We have more people compared to the recording hours of those languages but we are not able to keep contributors be part of the project and I think that we need that to move on the project also to other discussion.

Bad words list is a way to achieve a result to get more people, is true but right now we are not able to keep the people we have to contribute that is the big problem, at least from my point of view.

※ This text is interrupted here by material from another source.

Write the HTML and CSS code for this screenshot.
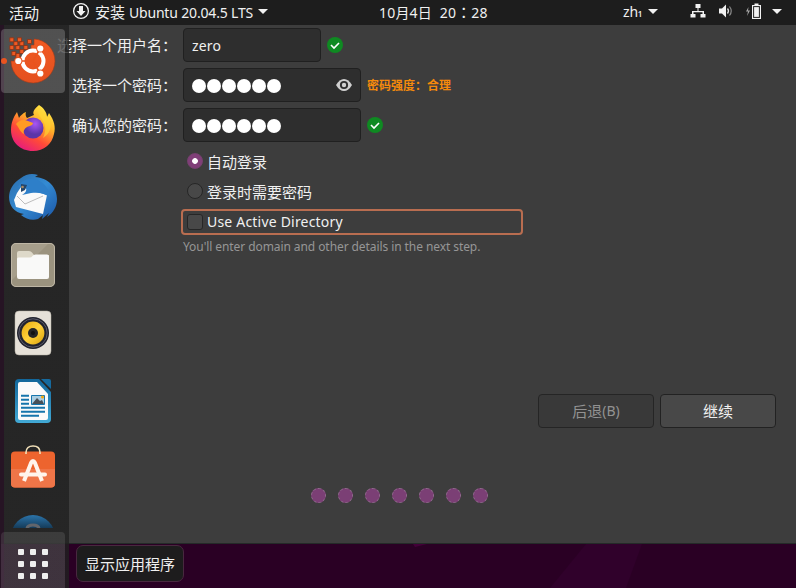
FILE: index.html
```html
<!DOCTYPE html>
<html lang="zh-CN">
<head>
<meta charset="utf-8">
<title>安装 Ubuntu</title>
<link rel="stylesheet" href="styles.css">
</head>
<body>
<header class="topbar">
  <span class="activities">活动</span>
  <div class="appmenu">
    <svg width="18" height="18" viewBox="0 0 18 18"><circle cx="9" cy="9" r="7.400" fill="none" stroke="#f2f2f2" stroke-width="1.300"/><path d="M7 4h4v5h2.500L9 14 4.500 9H7z" fill="#f2f2f2"/></svg>
    <span class="apptitle">安装 <span class="app-latin">Ubuntu 20.04.5 LTS</span></span>
    <i class="caret"></i>
  </div>
  <span class="clock">10月4日 &nbsp;20<span class="colon" lang="zh-TW">：</span>28</span>
  <div class="status">
    <span class="lang">zh<small>1</small></span><i class="caret"></i>
    <svg class="net" width="16" height="16" viewBox="0 0 16 16" fill="#f2f2f2"><path d="M5.500 1h5v4h-2v3H14v3h1.500v3.500h-5V11h2V9.300h-9V11h2v3.500h-5V11H2V8h5.500V5h-2z"/></svg>
    <svg class="vol" width="16" height="16" viewBox="0 0 16 16"><path d="M1 5.500h3L8 1.500v13L4 10.500H1z" fill="#f2f2f2"/><path d="M9.500 5.500q2 2.500 0 5" fill="none" stroke="#ddd" stroke-width="1.300"/><path d="M11.500 3.500q3.500 4.500 0 9" fill="none" stroke="#888" stroke-width="1.200"/></svg>
    <svg class="bat" width="16" height="16" viewBox="0 0 16 16"><path d="M2.500 4 0 8.500h2L1 13l3-5.500H2z" fill="#aaa"/><path d="M8.500.500h4V2H15v14H6V2h2.500z" fill="#f2f2f2"/><path d="M7.100 3.100h6.800v11.800H7.100z" fill="#222"/><path d="M8.100 4.100h4.800v9.800H8.100z" fill="#f2f2f2"/></svg>
    <i class="caret last"></i>
  </div>
</header>
<div class="desktop">
  <main class="window">
    <form class="account">
      <label>选择一个用户名：</label>
      <div class="field"><div class="input short">zero</div><svg class="ok" viewBox="0 0 16 16"><circle cx="8" cy="8" r="8" fill="#0f8a22"/><path d="m4 8 3 3 5-5" fill="none" stroke="#fff" stroke-width="1.600"/></svg></div>
      <label>选择一个密码：</label>
      <div class="field"><div class="input"><span class="dots"><i></i><i></i><i></i><i></i><i></i><i></i></span><svg class="eye" viewBox="0 0 16 12"><path d="M0 6Q3.500 0 8 0t8 6q-3.500 6-8 6T0 6z" fill="#d0d0d0"/><circle cx="8" cy="6" r="4.100" fill="#2e2e2e"/><circle cx="8" cy="6" r="2.200" fill="#d0d0d0"/></svg></div><span class="strength">密码强度：合理</span></div>
      <label>确认您的密码：</label>
      <div class="field"><div class="input"><span class="dots"><i></i><i></i><i></i><i></i><i></i><i></i></span></div><svg class="ok" viewBox="0 0 16 16"><circle cx="8" cy="8" r="8" fill="#0f8a22"/><path d="m4 8 3 3 5-5" fill="none" stroke="#fff" stroke-width="1.600"/></svg></div>
    </form>
    <div class="options">
      <div class="option"><i class="radio on"></i><span>自动登录</span></div>
      <div class="option"><i class="radio"></i><span>登录时需要密码</span></div>
      <div class="option focus"><i class="check"></i><span class="ad">Use Active Directory</span></div>
      <p class="hint">You'll enter domain and other details in the next step.</p>
    </div>
    <div class="actions"><div class="btn disabled">后退<span>(B)</span></div><div class="btn">继续</div></div>
    <div class="pager"><i></i><i></i><i></i><i></i><i></i><i></i><i></i></div>
  </main>
  <svg class="wall" width="796" height="44" viewBox="0 0 796 44"><path d="M586 0h56l-16 44h-76z" fill="#30012b"/><path d="M413 0h14l-12 3z" fill="#430039"/></svg>
  <nav class="dock">
    <div class="apps">
      <div class="tile active"><i class="running"></i>
        <svg viewBox="0 0 48 48"><defs><linearGradient id="u" x2="0" y2="1"><stop stop-color="#f15a22"/><stop offset="1" stop-color="#e4501f"/></linearGradient></defs>
        <path d="M25 2A22 22 0 1 1 2 25V24H6V22H10V20H14V16H18V12H22V8H25z" fill="url(#u)" stroke="#a43a18" stroke-width=".6"/>
        <g fill="#ef5a24" stroke="#8e3214" stroke-width=".8"><path d="M.8.800h4v4h-4zM8.500.800h4v4h-4zM4.800 4.600h4v4h-4zM10.800 4.600h4v4h-4zM.8 8.500h4v4h-4zM6.800 8.500h4v4h-4zM18.500 2.500h4v4h-4zM14.800 8.500h4v4h-4zM2.800 14.500h4v4h-4zM10.800 12.500h4v4h-4zM6.800 16.500h4v4h-4z"/></g>
        <circle cx="24" cy="24" r="10.500" fill="none" stroke="#fff" stroke-width="4"/><path d="m24 24 8-14M24 24H8M24 24l8 14" stroke="#e9541f" stroke-width="1.600"/>
        <circle cx="9.300" cy="24" r="4.100" fill="#e9541f"/><circle cx="31.300" cy="11.500" r="4.100" fill="#e9541f"/><circle cx="31.300" cy="36.500" r="4.100" fill="#e9541f"/><circle cx="9.300" cy="24" r="3.100" fill="#fff"/><circle cx="31.300" cy="11.500" r="3.100" fill="#fff"/><circle cx="31.300" cy="36.500" r="3.100" fill="#fff"/></svg>
      </div>
      <div class="tile"><svg viewBox="0 0 48 48"><defs><linearGradient id="f" x1=".8" y1="0" x2=".2" y2="1"><stop stop-color="#fff04a"/><stop offset=".35" stop-color="#ffb128"/><stop offset=".65" stop-color="#ff4a38"/><stop offset="1" stop-color="#e31587"/></linearGradient><radialGradient id="g" cx=".6" cy=".3"><stop stop-color="#a955f5"/><stop offset="1" stop-color="#5b35a8"/></radialGradient></defs>
        <path d="M30 0c5 3 8 8 8 12l2-4c5 7 7 14 5 21-2 10-10 17-21 17C11 46 2 37 2 25 2 18 4 13 8 7l2 6c1-2 4-5 7-6-1 2 0 5 1 6l7-3c-2-3 1-7 5-10z" fill="url(#f)"/><path d="M30 2c-3 5 1 9 4 14s3 10 0 17c8-5 9-12 6-20-4-4-8-5-10-11z" fill="#ffd936" opacity=".6"/><circle cx="24" cy="23" r="10.500" fill="url(#g)"/><path d="M7 19c3-4 8-5 12-3l5 2c0 2-3 3-6 4-3 2-4 4-3 7-3-1-5-6-8-10z" fill="#ff9b24"/></svg></div>
      <div class="tile"><svg viewBox="0 0 48 48"><defs><linearGradient id="t" x1="0" y1="0" x2="1" y2="1"><stop stop-color="#2a6cab"/><stop offset=".5" stop-color="#348bd3"/><stop offset="1" stop-color="#1b55a5"/></linearGradient></defs>
        <path d="M12 5C17 1 23 0 29 2l-3 2c14 1 22 11 22 22 0 8-4 14-10 18l2-4-7 6 1-4-5 4c-6 2-12 0-17-4l3-1C5 40 0 32 0 24 0 17 4 10 12 5z" fill="url(#t)"/><path d="M8 20 12 14l26 8-4 19L7 34 5 27z" fill="#fafafa"/><path d="M8 23l8 8 18-8" fill="none" stroke="#b5b5b5" stroke-width=".9"/><path d="M9 14c4-8 15-11 23-5 6 4 9 10 9 15-6-4-12-5-19-4l-9 2c3-2 5-4 4-7z" fill="#2e7fc9"/><path d="m12 11 6 1-2 5-4 2z" fill="#24466c"/><circle cx="13.500" cy="14" r="1.300" fill="#aa8a63"/></svg></div>
      <div class="tile"><svg viewBox="0 0 48 48"><rect x="2" y="2" width="44" height="44" rx="5" fill="#a69e8b"/><path d="M2 40 40 2h1a5 5 0 0 1 5 5v34a5 5 0 0 1-5 5H7a5 5 0 0 1-5-5z" fill="#928a77" opacity=".55"/><rect x="2.500" y="2.500" width="43" height="43" rx="4.500" fill="none" stroke="#beb6a5"/><path d="M8 12q0-2 2-2h10q2 0 3 1.500l2 2.500H40v10H8z" fill="#ded9c9"/><path d="M8 18q0-1.500 1.500-1.500h11q2 0 3-1.500t3-1.500H38q2 0 2 2V36q0 2-2 2H10q-2 0-2-2z" fill="#f9f9f8"/></svg></div>
      <div class="tile"><svg viewBox="0 0 48 48"><defs><linearGradient id="r" x2="1" y2="1"><stop stop-color="#e6a80d"/><stop offset=".5" stop-color="#ffd13b"/><stop offset="1" stop-color="#dba20b"/></linearGradient></defs><rect x="6" y="2" width="36" height="44" rx="4" fill="#e6e1d8" stroke="#b7b1a7" stroke-width=".5"/><circle cx="24" cy="24" r="16" fill="#22232e"/><circle cx="24" cy="24" r="14.200" fill="none" stroke="#5b5b6b"/><circle cx="24" cy="24" r="11.400" fill="url(#r)"/><circle cx="24" cy="24" r="5" fill="#242426"/><circle cx="24" cy="24" r="2" fill="#111"/></svg></div>
      <div class="tile"><svg viewBox="0 0 48 48"><defs><linearGradient id="w" x2="0" y2="1"><stop stop-color="#12669a"/><stop offset="1" stop-color="#42a9d5"/></linearGradient></defs><path d="M10 2h20l12 13v27q0 4-4 4H10q-4 0-4-4V6q0-4 4-4z" fill="url(#w)"/><path d="M11 5h17l11 12v24q0 2-2 2H11q-2 0-2-2V7q0-2 2-2z" fill="#fafafa"/><path d="M32 2h8q2 0 2 2v8z" fill="#166a9e"/><path d="M12 18.700h8M12 22.700h8M12 26.700h8M12 30.700h24M12 34.700h24M12 38.700h18" stroke="#1675ac" stroke-width="2"/><path d="M22.500 18.500h13v9h-13z" fill="#a9cde1" stroke="#1675ac"/><path d="m23 27 5-6 3 3 2-1 2 4z" fill="#474f57"/><circle cx="33.500" cy="20" r="1.500" fill="#f5a70b"/></svg></div>
      <div class="tile"><svg viewBox="0 0 48 48"><rect x="2" y="6.500" width="44" height="36" rx="4" fill="#ed642e"/><path d="M2 24h44v14.500q0 4-4 4H6q-4 0-4-4z" fill="#ef7548"/><path d="M17 9V7.500C17 3 20 1 24 1s7 2 7 6.500V9" fill="none" stroke="#f0dfb8" stroke-width="1.600"/><path d="m15 36 7-18q2-4 4 0l7 18" fill="none" stroke="#fff4ec" stroke-width="4"/><path d="M12 29.500h24" stroke="#fff4ec" stroke-width="4" stroke-linecap="round"/></svg></div>
      <div class="tile"><svg viewBox="0 0 48 48"><defs><linearGradient id="h" x2="0" y2="1"><stop stop-color="#2b74aa"/><stop offset=".3" stop-color="#153b59"/></linearGradient></defs><circle cx="24" cy="24" r="22" fill="url(#h)"/><path d="M18 16q0-4 6-4t6 4-5 6" fill="none" stroke="#62656b" stroke-width="3"/></svg></div>
    </div>
    <div class="showapps"><i></i><i></i><i></i><i></i><i></i><i></i><i></i><i></i><i></i></div>
  </nav>
  <div class="tooltip">显示应用程序</div>
</div>
</body>
</html>
```
FILE: styles.css
```css
* { box-sizing: border-box; }
body { margin: 0; width: 796px; height: 588px; overflow: hidden; background: #2a0024; color: #f0f0f0; font: 15px/20px "Noto Sans", "Noto Sans CJK SC", sans-serif; white-space: nowrap; }
svg { display: block; flex: none; }
i { display: block; flex: none; }
.topbar { height: 25px; background: #1d1d1d; display: flex; align-items: center; font-size: 14.500px; }
.activities { padding-left: 9px; width: 72px; font-size: 15px; }
.appmenu { display: flex; align-items: center; width: 307px; gap: 5px; }
.appmenu svg { margin-top: -3px; }
.apptitle { width: 158px; font-size: 15px; }
.app-latin { font-size: 14px; letter-spacing: -0.17px; }
.caret { border: 5px solid transparent; border-top-color: #f2f2f2; border-bottom: 0; margin-top: -2px; }
.clock { width: 244px; font-size: 14px; letter-spacing: .2px; }
.colon { font-family: "Noto Sans CJK TC", sans-serif; font-size: 15px; line-height: 1; }
.status { display: flex; align-items: center; }
.lang { width: 25px; font-size: 14px; letter-spacing: -.2px; }
.lang small { font-size: 8px; font-weight: 600; }
.net { margin: -3px 0 0 32px; }
.vol { margin: -3px 0 0 12px; }
.bat { margin: -3px 0 0 12px; }
.caret.last { margin-left: 10px; }
.desktop { position: relative; height: 563px; }
.window { height: 519px; margin-left: 4px; padding-top: 3px; background: #3d3d3d; border-bottom: 1px solid #242a28; display: flex; flex-direction: column; }
.account { display: grid; grid-template-columns: 173px auto; grid-auto-rows: 34px; gap: 6px; align-items: center; }
.account label { text-align: right; font-size: 15px; }
.field { display: flex; align-items: center; gap: 6px; }
.input { width: 178px; height: 34px; border: 1px solid #202020; border-radius: 4px; background: #2e2e2e; padding: 0 8px; display: flex; align-items: center; justify-content: space-between; font-size: 14px; letter-spacing: .15px; }
.input.short { width: 138px; padding-top: 2px; }
.ok { width: 16px; height: 16px; }
.eye { width: 16px; height: 12px; }
.dots { display: flex; gap: 1px; padding-top: 1px; }
.dots i { width: 14px; height: 14px; border-radius: 50%; background: #fff; }
.strength { color: #f58a0c; font-size: 12px; font-weight: 700; padding-top: 2px; }
.options { width: 342px; margin: 5px 0 0 177px; }
.option { height: 30px; display: flex; align-items: center; gap: 4px; padding-left: 6px; }
.radio, .check { width: 16px; height: 16px; border: 1px solid #262626; background: #484848; }
.radio { border-radius: 50%; margin-top: -2px; }
.radio.on { border-color: #76406f; background: radial-gradient(circle, #fff 2.500px, #803f78 3.200px); }
.check { border-radius: 3px; }
.focus { height: 26px; margin-top: 2px; border: 2px solid #b96d50; border-radius: 4px; padding-left: 4px; }
.option .ad { font-size: 14px; letter-spacing: .2px; }
.hint { margin: 2px 0 0 2px; font-size: 12px; color: #969696; letter-spacing: -.08px; }
.actions { display: flex; gap: 6px; justify-content: flex-end; margin: 137px 20px 0 0; }
.btn { width: 116px; height: 34px; border: 1px solid #222; border-radius: 4px; background: #484848; display: flex; align-items: center; justify-content: center; }
.disabled { background: #393939; color: #929292; border-color: #252525; }
.disabled span { font-size: 14px; }
.pager { display: flex; gap: 12px; margin: 60px 0 0 307px; }
.pager i { width: 15px; height: 15px; border-radius: 50%; background: #7b3f75; border: 1px dashed #926a8e; }
.dock { position: absolute; left: 0; top: 0; width: 69px; height: 563px; background: linear-gradient(90deg, #261424 4px, rgba(32, 32, 32, .8) 4px); padding: 4px 4px 0 1px; }
.apps { height: 499px; overflow: hidden; display: flex; flex-direction: column; gap: 4px; }
.tile { height: 64px; flex: none; padding: 8px; border-radius: 4px; }
.tile svg { width: 48px; height: 48px; }
.active { position: relative; background: rgba(255, 255, 255, .2); }
.running { position: absolute; left: 0; top: 29px; width: 6px; height: 6px; border-radius: 50%; background: #e95420; }
.showapps { height: 60px; margin-top: 4px; border-radius: 4px 4px 0 0; background: linear-gradient(rgba(255, 255, 255, .1) 12px, rgba(255, 224, 255, .13) 12px); display: grid; grid-template-columns: repeat(3, 6px); grid-auto-rows: 6px; gap: 6px; justify-content: center; padding-top: 17px; }
.showapps i { background: #eee; border-radius: 1px; }
.wall { display: block; }
.tooltip { position: absolute; left: 76px; top: 520px; width: 108px; height: 37px; border: 1px solid #48283f; border-radius: 7px; background: #1d1c1d; display: flex; align-items: center; justify-content: center; }
```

So getting back this thread to the discussion, maybe we can do in the scraper support for a second list of sentences with profanities etc and based on the age of the user CV will show them.

Hi Daniele,
Thanks for the info.

It’s totally clear that first of all, for language with scarce data, like Italian, we need more recordings from people to improve language models and slow down the error rate.Yes, we need a lot of dissemination to let people use common voice portal, as much as possible.
My side (I’m new here), I’ll publish in November and article about CV on my blog: https://www.convcomp.it and I am willing to talk, in Italian conferences/meetups/etc., about the topic (Mozilla CV, Mozilla DeepSpeech, Mozilla TTS).

Back to bad words management:

What do you mean with "scraper support?

Anyway, I imagine two phases:

  1. the collection of sentences containing “bad words”
    these sentences would be flagged and keep in a set distinct from the “whitout badwords” set (you say “two lists”).

  2. the CV web portal user experience
    My porposal here is a change request on the UX:
    By default user are not allowed to read sentences with badwords, ok!
    But, the user (maybe a registered profiled user) is able to opt-in, avoiding the badword filter (saying/clicking somewhere in profile: “I Take all / I accept badwords”)

BTW, for under 19, I imagine a similar option-in flow (I have to think more about it)

giorgio

If you see Bad words words list for your languages first thread there is the scraper I am talking about.

About the implementation it is something that depends on the OKR of CV, I hope that this discussion open some discussions points about it.